Written instruction: Provide only the number of lines in the data below that contain the string "styles".

Raw data:
****

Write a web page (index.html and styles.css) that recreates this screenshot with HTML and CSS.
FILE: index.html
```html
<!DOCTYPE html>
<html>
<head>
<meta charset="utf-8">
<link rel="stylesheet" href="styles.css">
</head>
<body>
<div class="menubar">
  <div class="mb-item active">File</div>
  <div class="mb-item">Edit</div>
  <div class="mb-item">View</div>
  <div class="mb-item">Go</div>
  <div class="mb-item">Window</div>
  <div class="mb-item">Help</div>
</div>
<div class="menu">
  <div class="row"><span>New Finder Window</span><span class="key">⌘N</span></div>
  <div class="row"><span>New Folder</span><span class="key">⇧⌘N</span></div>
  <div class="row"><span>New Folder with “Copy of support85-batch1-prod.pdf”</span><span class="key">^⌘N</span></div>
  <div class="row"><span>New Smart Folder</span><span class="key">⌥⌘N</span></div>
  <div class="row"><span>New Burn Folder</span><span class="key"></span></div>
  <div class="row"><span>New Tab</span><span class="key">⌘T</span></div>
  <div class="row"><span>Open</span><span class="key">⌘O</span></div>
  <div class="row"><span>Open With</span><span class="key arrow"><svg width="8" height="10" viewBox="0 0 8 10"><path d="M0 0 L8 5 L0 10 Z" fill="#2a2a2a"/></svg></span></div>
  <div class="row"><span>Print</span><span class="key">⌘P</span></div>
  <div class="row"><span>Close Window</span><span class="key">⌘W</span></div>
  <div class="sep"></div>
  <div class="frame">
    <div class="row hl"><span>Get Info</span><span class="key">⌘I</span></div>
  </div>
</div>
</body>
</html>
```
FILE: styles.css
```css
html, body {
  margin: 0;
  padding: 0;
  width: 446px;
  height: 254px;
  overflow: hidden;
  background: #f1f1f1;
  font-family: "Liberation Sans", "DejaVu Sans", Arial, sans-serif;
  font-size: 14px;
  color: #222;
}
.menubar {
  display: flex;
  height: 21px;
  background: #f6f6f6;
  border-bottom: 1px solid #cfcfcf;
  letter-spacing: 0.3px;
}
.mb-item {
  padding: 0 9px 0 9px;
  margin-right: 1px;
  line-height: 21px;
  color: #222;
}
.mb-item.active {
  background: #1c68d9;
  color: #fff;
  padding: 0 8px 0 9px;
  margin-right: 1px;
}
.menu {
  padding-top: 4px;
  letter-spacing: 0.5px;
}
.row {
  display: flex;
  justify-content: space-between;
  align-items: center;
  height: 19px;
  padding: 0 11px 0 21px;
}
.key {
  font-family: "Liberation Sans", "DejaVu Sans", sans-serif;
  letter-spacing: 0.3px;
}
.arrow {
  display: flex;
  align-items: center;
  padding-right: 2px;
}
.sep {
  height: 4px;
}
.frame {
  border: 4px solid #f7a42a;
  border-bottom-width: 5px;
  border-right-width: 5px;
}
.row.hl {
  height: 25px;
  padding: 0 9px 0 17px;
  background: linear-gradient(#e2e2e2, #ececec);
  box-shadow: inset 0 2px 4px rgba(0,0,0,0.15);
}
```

****

The response: 3